活動報告・レポート
2010年10月8日(金)
委員会視察三日目
委員会視察三日目
委員会視察の最終日です。静岡県に移動して静岡県立こども病院の視察を行いました。全国でも数少ない小児科専門の子ども病院です。ところでGDPに占める医療費の割合は、日本は先進国中で最低だと伺いました。日本は8.8%、アメリカが10.2%、フランスが10.5%、そしてドイツが10.9%となっています。この数値は改善を図るべきものだと思います。そして小児科の問題としては、小児救急の負担が大きいことが挙げられます。小児科の医師不足によって、24時間365日対応の子ども病院は、全国でも珍しくなっているのです。それに加えて子どもの数が減少しているので、小児科は斜陽と認識されているため、医学部の学生で希望する人が少ないのです。
昭和22年には270万人もいた15歳以下の子どもですが、平成21年では107万人にまで減少しています。半数以下になっているのですから、市場規模で言うと斜陽化していると言わざるを得ません。
医療費に関しては、ひとつの問題の指摘がありました。現在静岡県では子どもの診療費無償化施策が講じられていますが、これが問題だという指摘です。
子どもの医療費が無料であることから治療や手術を受けても、病院でお金を支払う必要はありません。そのため医療費がどれだけ必要となっているのかを知らない保護者が多いのです。医療費が増加している原因の一つに、医療費用がどれだけ掛かっているのかを知らない人が多いことが挙げられます。
そこで小児の医療費無償化には同意しますが、経費を削減するために一旦治療費の支払いをして、後日、支払った分を振込みで返金する方法も考えられます。これだと自分が支払った感が残ります。医療費を支払う行為を全くしないと無償の意識がありますから、湯水のように医療費が膨らみます。これを抑える意味からも小児医療が国や県が、そして医師が大変な思いをして成り立たせていることが理解できると思います。医療費制度に関して考えたい事項です。
静岡県の県立子ども病院は素晴らしい施設であり、素晴らしい医師が勤務していました。和歌山県でも、「子ども達のために子ども病院を設立して下さい」と依頼を受けました。財政面からすると実現可能性は低いのですが、同じ県として小児科医療に関して先進的な取り組みを行っている実例を視察して刺激を受けました。実際に見ないと分からないものがあります。
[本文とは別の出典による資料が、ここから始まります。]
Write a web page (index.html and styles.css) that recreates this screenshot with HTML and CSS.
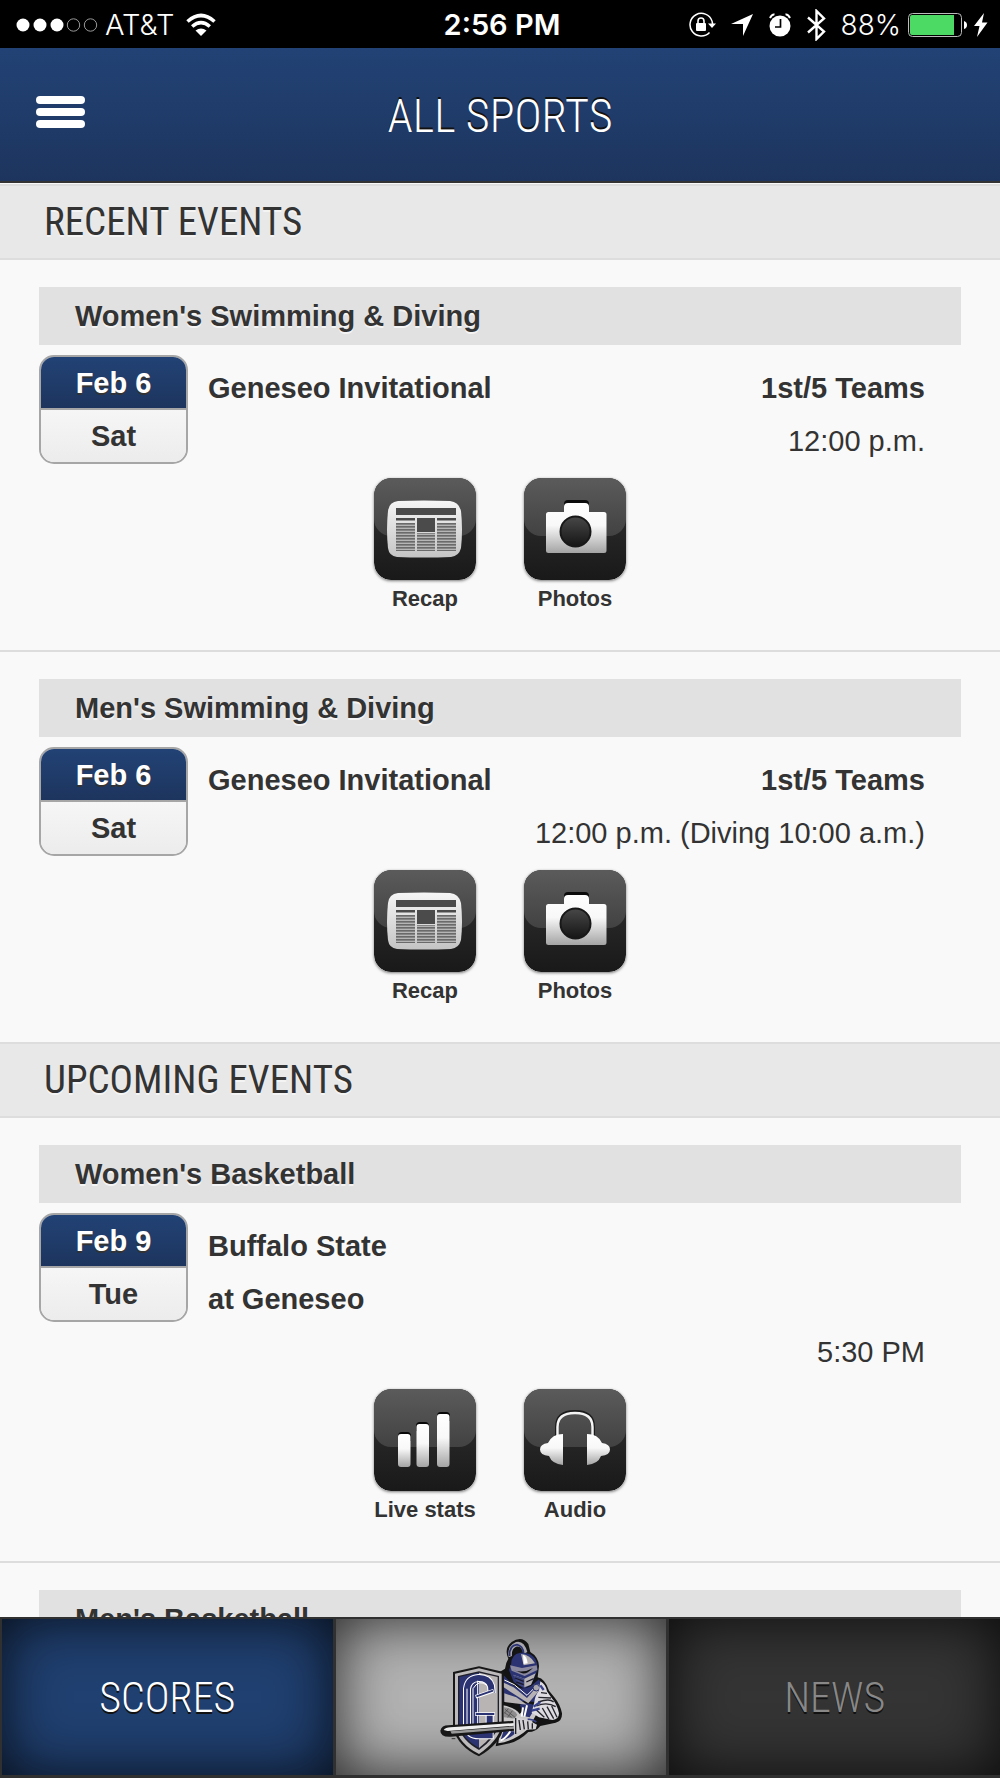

あるとは思わなかった小児科専門の子ども病院が存在している事実に関して、和歌山県が設置出来ない理由を考えましたが分かりませんでした。
和歌山県にないのが当たり前と思っていたものが静岡県に存在していること、これは和歌山県で暮らしている子どものある家庭にとって、同じ行政サービスを受けられていないことを表しています。もっと言えば、今までも小児科専門の県立病院の医療サービスを受けられない歴史があったのです。
どこの行政区域で暮らしても同じではないことが分かる事例です。暮らしやすさの指標になる得る県立医療の取り組みです。
子育て環境NO1を目指している和歌山県にとしては、導入したくなる静岡県子ども病院の存在でした。このような施設と医療体制がなくして、子育て環境で一番になることは出来ません。今日の視察で得た成果として、そして大きな課題として認識しておきます。